WHAT THIS TASK INVOLVES. Quote the data below in full, minus the images.

= = = = =

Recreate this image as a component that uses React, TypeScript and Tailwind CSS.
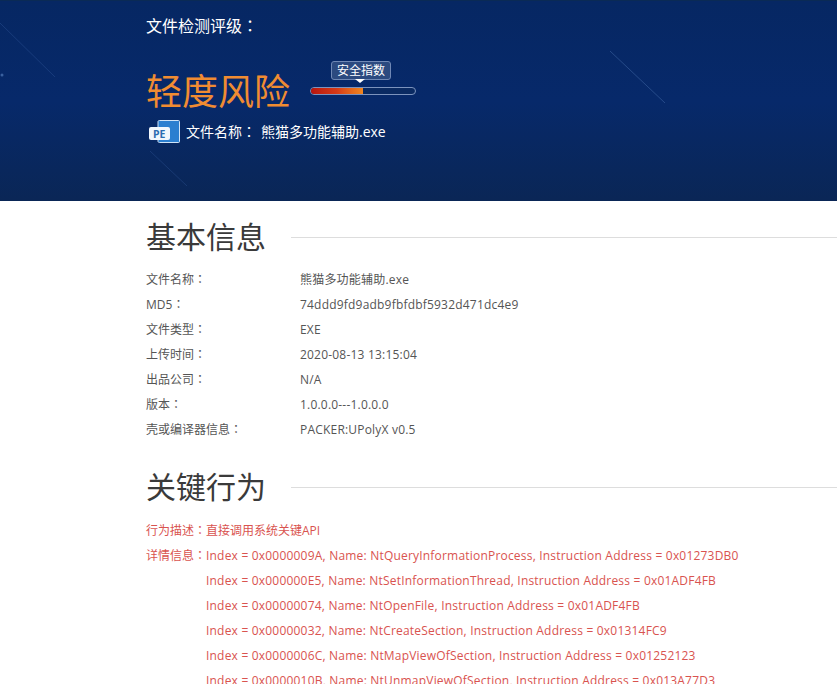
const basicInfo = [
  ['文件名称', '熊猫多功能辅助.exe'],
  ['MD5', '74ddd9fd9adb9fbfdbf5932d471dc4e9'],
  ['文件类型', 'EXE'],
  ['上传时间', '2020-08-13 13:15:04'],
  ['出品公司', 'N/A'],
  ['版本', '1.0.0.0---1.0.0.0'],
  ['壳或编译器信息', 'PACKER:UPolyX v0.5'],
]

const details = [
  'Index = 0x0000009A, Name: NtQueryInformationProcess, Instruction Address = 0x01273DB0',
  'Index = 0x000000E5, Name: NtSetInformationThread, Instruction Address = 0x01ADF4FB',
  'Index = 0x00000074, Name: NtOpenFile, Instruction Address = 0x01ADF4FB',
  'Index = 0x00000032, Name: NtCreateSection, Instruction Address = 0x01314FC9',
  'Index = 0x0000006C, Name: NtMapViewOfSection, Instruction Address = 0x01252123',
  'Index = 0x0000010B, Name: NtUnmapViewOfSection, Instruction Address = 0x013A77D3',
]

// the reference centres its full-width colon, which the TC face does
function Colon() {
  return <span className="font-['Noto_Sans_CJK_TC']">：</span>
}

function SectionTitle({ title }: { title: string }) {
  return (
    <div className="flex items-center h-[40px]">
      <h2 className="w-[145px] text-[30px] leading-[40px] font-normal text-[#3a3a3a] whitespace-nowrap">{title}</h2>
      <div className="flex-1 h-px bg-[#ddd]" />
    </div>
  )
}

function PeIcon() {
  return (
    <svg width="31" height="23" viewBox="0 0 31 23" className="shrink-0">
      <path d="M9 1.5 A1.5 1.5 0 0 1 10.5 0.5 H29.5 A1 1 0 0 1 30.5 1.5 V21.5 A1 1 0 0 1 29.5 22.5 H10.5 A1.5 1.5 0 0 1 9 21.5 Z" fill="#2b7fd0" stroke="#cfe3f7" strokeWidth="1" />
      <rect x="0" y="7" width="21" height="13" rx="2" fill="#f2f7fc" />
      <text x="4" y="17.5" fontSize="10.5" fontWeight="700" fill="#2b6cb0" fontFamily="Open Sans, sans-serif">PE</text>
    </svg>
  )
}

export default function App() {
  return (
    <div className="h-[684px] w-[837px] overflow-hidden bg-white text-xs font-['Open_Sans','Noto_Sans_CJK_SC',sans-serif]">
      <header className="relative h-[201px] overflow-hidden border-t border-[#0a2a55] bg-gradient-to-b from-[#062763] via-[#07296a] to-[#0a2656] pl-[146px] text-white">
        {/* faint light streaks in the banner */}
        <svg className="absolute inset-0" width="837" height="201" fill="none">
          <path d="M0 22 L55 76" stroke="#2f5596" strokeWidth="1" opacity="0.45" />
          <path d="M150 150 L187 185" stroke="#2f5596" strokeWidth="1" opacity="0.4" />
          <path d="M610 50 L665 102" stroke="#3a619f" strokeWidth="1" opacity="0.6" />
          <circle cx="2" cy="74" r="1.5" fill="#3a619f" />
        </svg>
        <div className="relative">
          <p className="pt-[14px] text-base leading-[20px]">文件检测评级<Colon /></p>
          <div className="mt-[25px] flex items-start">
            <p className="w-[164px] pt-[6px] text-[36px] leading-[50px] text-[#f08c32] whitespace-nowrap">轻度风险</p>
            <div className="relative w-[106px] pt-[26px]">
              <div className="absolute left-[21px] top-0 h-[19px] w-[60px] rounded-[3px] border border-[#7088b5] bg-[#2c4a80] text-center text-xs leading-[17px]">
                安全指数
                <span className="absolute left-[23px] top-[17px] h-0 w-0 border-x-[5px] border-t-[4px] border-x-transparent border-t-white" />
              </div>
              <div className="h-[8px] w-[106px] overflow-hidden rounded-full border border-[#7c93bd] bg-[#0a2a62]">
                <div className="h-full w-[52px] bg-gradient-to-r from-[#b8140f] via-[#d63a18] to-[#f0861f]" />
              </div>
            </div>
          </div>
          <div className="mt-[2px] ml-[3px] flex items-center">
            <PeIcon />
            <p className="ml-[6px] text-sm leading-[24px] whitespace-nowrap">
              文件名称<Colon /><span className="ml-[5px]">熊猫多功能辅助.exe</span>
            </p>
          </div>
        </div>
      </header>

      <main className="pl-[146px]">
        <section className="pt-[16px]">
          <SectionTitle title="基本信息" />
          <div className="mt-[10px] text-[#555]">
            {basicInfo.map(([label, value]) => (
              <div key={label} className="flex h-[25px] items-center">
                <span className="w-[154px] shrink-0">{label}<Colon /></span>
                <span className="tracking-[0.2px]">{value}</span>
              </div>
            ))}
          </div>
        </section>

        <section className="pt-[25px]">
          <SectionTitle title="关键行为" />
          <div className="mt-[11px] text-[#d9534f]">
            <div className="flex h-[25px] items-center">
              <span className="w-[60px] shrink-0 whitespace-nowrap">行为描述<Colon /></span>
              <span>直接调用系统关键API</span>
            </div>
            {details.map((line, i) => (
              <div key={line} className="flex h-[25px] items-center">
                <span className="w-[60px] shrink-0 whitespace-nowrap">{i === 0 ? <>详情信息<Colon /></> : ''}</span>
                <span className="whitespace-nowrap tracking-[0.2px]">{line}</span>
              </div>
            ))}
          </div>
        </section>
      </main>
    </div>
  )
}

= = = = =

WRITTEN REPLY.
Recreate this image as a component that uses React, TypeScript and Tailwind CSS.
const basicInfo = [
  ['文件名称', '熊猫多功能辅助.exe'],
  ['MD5', '74ddd9fd9adb9fbfdbf5932d471dc4e9'],
  ['文件类型', 'EXE'],
  ['上传时间', '2020-08-13 13:15:04'],
  ['出品公司', 'N/A'],
  ['版本', '1.0.0.0---1.0.0.0'],
  ['壳或编译器信息', 'PACKER:UPolyX v0.5'],
]

const details = [
  'Index = 0x0000009A, Name: NtQueryInformationProcess, Instruction Address = 0x01273DB0',
  'Index = 0x000000E5, Name: NtSetInformationThread, Instruction Address = 0x01ADF4FB',
  'Index = 0x00000074, Name: NtOpenFile, Instruction Address = 0x01ADF4FB',
  'Index = 0x00000032, Name: NtCreateSection, Instruction Address = 0x01314FC9',
  'Index = 0x0000006C, Name: NtMapViewOfSection, Instruction Address = 0x01252123',
  'Index = 0x0000010B, Name: NtUnmapViewOfSection, Instruction Address = 0x013A77D3',
]

// the reference centres its full-width colon, which the TC face does
function Colon() {
  return <span className="font-['Noto_Sans_CJK_TC']">：</span>
}

function SectionTitle({ title }: { title: string }) {
  return (
    <div className="flex items-center h-[40px]">
      <h2 className="w-[145px] text-[30px] leading-[40px] font-normal text-[#3a3a3a] whitespace-nowrap">{title}</h2>
      <div className="flex-1 h-px bg-[#ddd]" />
    </div>
  )
}

function PeIcon() {
  return (
    <svg width="31" height="23" viewBox="0 0 31 23" className="shrink-0">
      <path d="M9 1.5 A1.5 1.5 0 0 1 10.5 0.5 H29.5 A1 1 0 0 1 30.5 1.5 V21.5 A1 1 0 0 1 29.5 22.5 H10.5 A1.5 1.5 0 0 1 9 21.5 Z" fill="#2b7fd0" stroke="#cfe3f7" strokeWidth="1" />
      <rect x="0" y="7" width="21" height="13" rx="2" fill="#f2f7fc" />
      <text x="4" y="17.5" fontSize="10.5" fontWeight="700" fill="#2b6cb0" fontFamily="Open Sans, sans-serif">PE</text>
    </svg>
  )
}

export default function App() {
  return (
    <div className="h-[684px] w-[837px] overflow-hidden bg-white text-xs font-['Open_Sans','Noto_Sans_CJK_SC',sans-serif]">
      <header className="relative h-[201px] overflow-hidden border-t border-[#0a2a55] bg-gradient-to-b from-[#062763] via-[#07296a] to-[#0a2656] pl-[146px] text-white">
        {/* faint light streaks in the banner */}
        <svg className="absolute inset-0" width="837" height="201" fill="none">
          <path d="M0 22 L55 76" stroke="#2f5596" strokeWidth="1" opacity="0.45" />
          <path d="M150 150 L187 185" stroke="#2f5596" strokeWidth="1" opacity="0.4" />
          <path d="M610 50 L665 102" stroke="#3a619f" strokeWidth="1" opacity="0.6" />
          <circle cx="2" cy="74" r="1.5" fill="#3a619f" />
        </svg>
        <div className="relative">
          <p className="pt-[14px] text-base leading-[20px]">文件检测评级<Colon /></p>
          <div className="mt-[25px] flex items-start">
            <p className="w-[164px] pt-[6px] text-[36px] leading-[50px] text-[#f08c32] whitespace-nowrap">轻度风险</p>
            <div className="relative w-[106px] pt-[26px]">
              <div className="absolute left-[21px] top-0 h-[19px] w-[60px] rounded-[3px] border border-[#7088b5] bg-[#2c4a80] text-center text-xs leading-[17px]">
                安全指数
                <span className="absolute left-[23px] top-[17px] h-0 w-0 border-x-[5px] border-t-[4px] border-x-transparent border-t-white" />
              </div>
              <div className="h-[8px] w-[106px] overflow-hidden rounded-full border border-[#7c93bd] bg-[#0a2a62]">
                <div className="h-full w-[52px] bg-gradient-to-r from-[#b8140f] via-[#d63a18] to-[#f0861f]" />
              </div>
            </div>
          </div>
          <div className="mt-[2px] ml-[3px] flex items-center">
            <PeIcon />
            <p className="ml-[6px] text-sm leading-[24px] whitespace-nowrap">
              文件名称<Colon /><span className="ml-[5px]">熊猫多功能辅助.exe</span>
            </p>
          </div>
        </div>
      </header>

      <main className="pl-[146px]">
        <section className="pt-[16px]">
          <SectionTitle title="基本信息" />
          <div className="mt-[10px] text-[#555]">
            {basicInfo.map(([label, value]) => (
              <div key={label} className="flex h-[25px] items-center">
                <span className="w-[154px] shrink-0">{label}<Colon /></span>
                <span className="tracking-[0.2px]">{value}</span>
              </div>
            ))}
          </div>
        </section>

        <section className="pt-[25px]">
          <SectionTitle title="关键行为" />
          <div className="mt-[11px] text-[#d9534f]">
            <div className="flex h-[25px] items-center">
              <span className="w-[60px] shrink-0 whitespace-nowrap">行为描述<Colon /></span>
              <span>直接调用系统关键API</span>
            </div>
            {details.map((line, i) => (
              <div key={line} className="flex h-[25px] items-center">
                <span className="w-[60px] shrink-0 whitespace-nowrap">{i === 0 ? <>详情信息<Colon /></> : ''}</span>
                <span className="whitespace-nowrap tracking-[0.2px]">{line}</span>
              </div>
            ))}
          </div>
        </section>
      </main>
    </div>
  )
}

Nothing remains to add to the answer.